◆ Aim
Output the material beneath this task exactly, images excluded.

◆ Dataset section

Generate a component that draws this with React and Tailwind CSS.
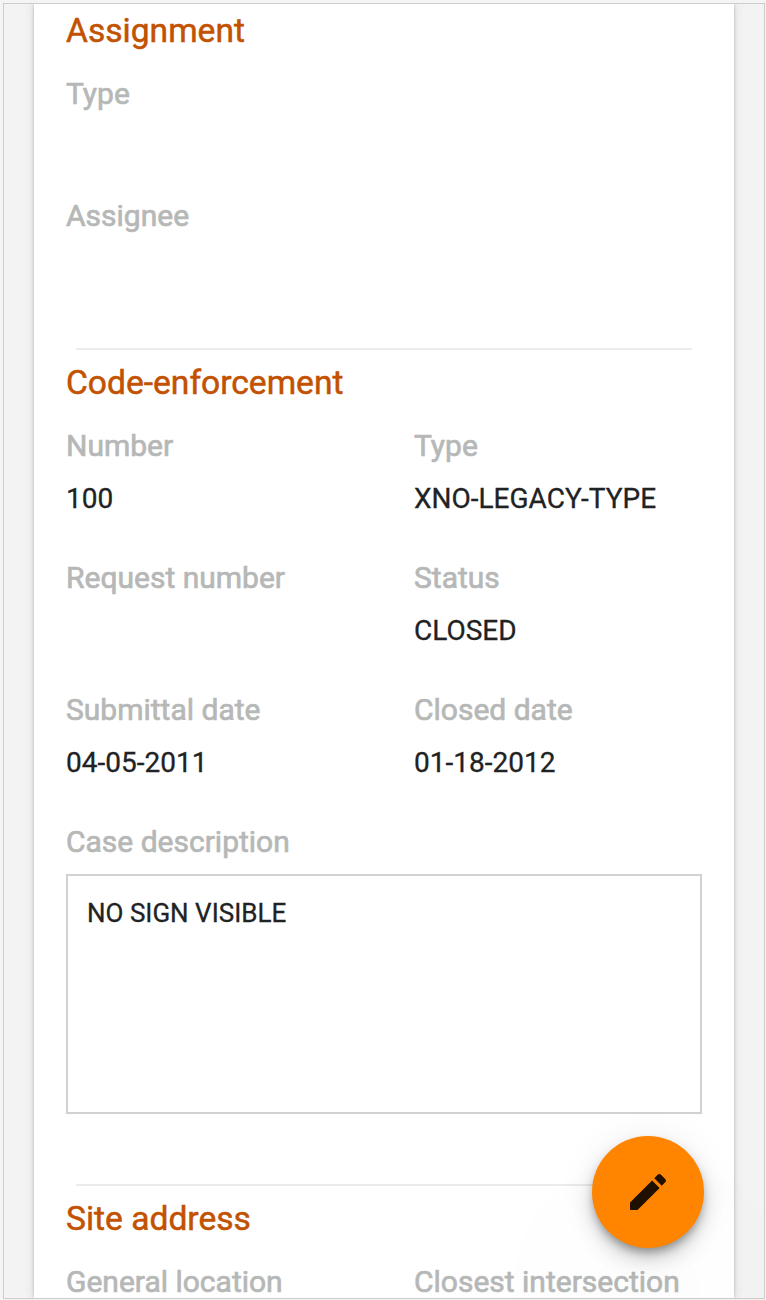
function Field({ label, value, className = '' }) {
  return (
    <div className={className}>
      <div className="h-[35px] whitespace-nowrap text-[30px] leading-[33px] text-[#b6b8b7] [-webkit-text-stroke:0.7px_currentColor]">{label}</div>
      <div className="mt-[18px] h-[34px] whitespace-nowrap text-[28px] leading-[34px] text-[#212223]">{value}</div>
    </div>
  );
}

function Heading({ children }) {
  return <h2 className="h-10 whitespace-nowrap text-[33.6px] leading-[42px] text-[#c25100] [-webkit-text-stroke:0.5px_currentColor]">{children}</h2>;
}

export default function App() {
  return (
    <div className="relative h-[1300px] w-[766px] overflow-hidden bg-[#f4f4f4] pl-[3px] pt-[3px] font-[Roboto,sans-serif] [-webkit-text-stroke:0.3px_currentColor]">
      <div className="flex h-[1296px] w-[762px] justify-center overflow-hidden border border-[#cccccc] bg-[#f3f3f3]">
        <main className="h-[1294px] w-[700px] overflow-hidden bg-white px-8 pt-[6px] shadow-[0_0_3px_rgba(0,0,0,0.2),0_0_10px_rgba(0,0,0,0.12)]">
          <section>
            <Heading>Assignment</Heading>
            <Field label="Type" className="mt-[27px] h-[122px]" />
            <Field label="Assignee" className="h-[149px]" />
          </section>
          <hr className="mx-[10px] border-0 border-t-2 border-[#ebebeb]" />
          <section className="pt-3">
            <Heading>Code-enforcement</Heading>
            <div className="mt-[27px] grid grid-cols-[348px_288px] auto-rows-[132px]">
              <Field label="Number" value="100" />
              <Field label="Type" value="XNO-LEGACY-TYPE" />
              <Field label="Request number" />
              <Field label="Status" value="CLOSED" />
              <Field label="Submittal date" value="04-05-2011" />
              <Field label="Closed date" value="01-18-2012" />
            </div>
            <div className="h-[49px] text-[30px] leading-[33px] text-[#b6b8b7] [-webkit-text-stroke:0.7px_currentColor]">Case description</div>
            <div className="h-60 border-2 border-[#d3d0d0] px-[19px] pt-5 text-[26px] leading-[34px] text-[#212223]">NO SIGN VISIBLE</div>
          </section>
          <hr className="mx-[10px] mt-[70px] border-0 border-t-2 border-[#ebebeb]" />
          <section className="pt-3">
            <Heading>Site address</Heading>
            <div className="mt-[27px] grid grid-cols-[348px_288px]">
              <Field label="General location" />
              <Field label="Closest intersection" />
            </div>
          </section>
        </main>
      </div>
      <button aria-label="Edit" className="absolute left-[592px] top-[1136px] flex size-28 items-center justify-center rounded-full bg-[#ff8500] shadow-[0_6px_10px_-2px_rgba(0,0,0,0.35),0_12px_20px_rgba(0,0,0,0.14),0_2px_36px_rgba(0,0,0,0.08),0_100px_200px_rgba(0,0,0,0.06)]">
        <svg viewBox="0 0 24 24" className="size-12 fill-[#1f1000]">
          <path d="M3 17.25V21h3.75L17.81 9.94l-3.75-3.75L3 17.25zM20.71 7.04a1 1 0 0 0 0-1.41l-2.34-2.34a1 1 0 0 0-1.41 0l-1.83 1.83 3.75 3.75 1.83-1.83z" />
        </svg>
      </button>
    </div>
  );
}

◆ Finished task
Generate a component that draws this with React and Tailwind CSS.
function Field({ label, value, className = '' }) {
  return (
    <div className={className}>
      <div className="h-[35px] whitespace-nowrap text-[30px] leading-[33px] text-[#b6b8b7] [-webkit-text-stroke:0.7px_currentColor]">{label}</div>
      <div className="mt-[18px] h-[34px] whitespace-nowrap text-[28px] leading-[34px] text-[#212223]">{value}</div>
    </div>
  );
}

function Heading({ children }) {
  return <h2 className="h-10 whitespace-nowrap text-[33.6px] leading-[42px] text-[#c25100] [-webkit-text-stroke:0.5px_currentColor]">{children}</h2>;
}

export default function App() {
  return (
    <div className="relative h-[1300px] w-[766px] overflow-hidden bg-[#f4f4f4] pl-[3px] pt-[3px] font-[Roboto,sans-serif] [-webkit-text-stroke:0.3px_currentColor]">
      <div className="flex h-[1296px] w-[762px] justify-center overflow-hidden border border-[#cccccc] bg-[#f3f3f3]">
        <main className="h-[1294px] w-[700px] overflow-hidden bg-white px-8 pt-[6px] shadow-[0_0_3px_rgba(0,0,0,0.2),0_0_10px_rgba(0,0,0,0.12)]">
          <section>
            <Heading>Assignment</Heading>
            <Field label="Type" className="mt-[27px] h-[122px]" />
            <Field label="Assignee" className="h-[149px]" />
          </section>
          <hr className="mx-[10px] border-0 border-t-2 border-[#ebebeb]" />
          <section className="pt-3">
            <Heading>Code-enforcement</Heading>
            <div className="mt-[27px] grid grid-cols-[348px_288px] auto-rows-[132px]">
              <Field label="Number" value="100" />
              <Field label="Type" value="XNO-LEGACY-TYPE" />
              <Field label="Request number" />
              <Field label="Status" value="CLOSED" />
              <Field label="Submittal date" value="04-05-2011" />
              <Field label="Closed date" value="01-18-2012" />
            </div>
            <div className="h-[49px] text-[30px] leading-[33px] text-[#b6b8b7] [-webkit-text-stroke:0.7px_currentColor]">Case description</div>
            <div className="h-60 border-2 border-[#d3d0d0] px-[19px] pt-5 text-[26px] leading-[34px] text-[#212223]">NO SIGN VISIBLE</div>
          </section>
          <hr className="mx-[10px] mt-[70px] border-0 border-t-2 border-[#ebebeb]" />
          <section className="pt-3">
            <Heading>Site address</Heading>
            <div className="mt-[27px] grid grid-cols-[348px_288px]">
              <Field label="General location" />
              <Field label="Closest intersection" />
            </div>
          </section>
        </main>
      </div>
      <button aria-label="Edit" className="absolute left-[592px] top-[1136px] flex size-28 items-center justify-center rounded-full bg-[#ff8500] shadow-[0_6px_10px_-2px_rgba(0,0,0,0.35),0_12px_20px_rgba(0,0,0,0.14),0_2px_36px_rgba(0,0,0,0.08),0_100px_200px_rgba(0,0,0,0.06)]">
        <svg viewBox="0 0 24 24" className="size-12 fill-[#1f1000]">
          <path d="M3 17.25V21h3.75L17.81 9.94l-3.75-3.75L3 17.25zM20.71 7.04a1 1 0 0 0 0-1.41l-2.34-2.34a1 1 0 0 0-1.41 0l-1.83 1.83 3.75 3.75 1.83-1.83z" />
        </svg>
      </button>
    </div>
  );
}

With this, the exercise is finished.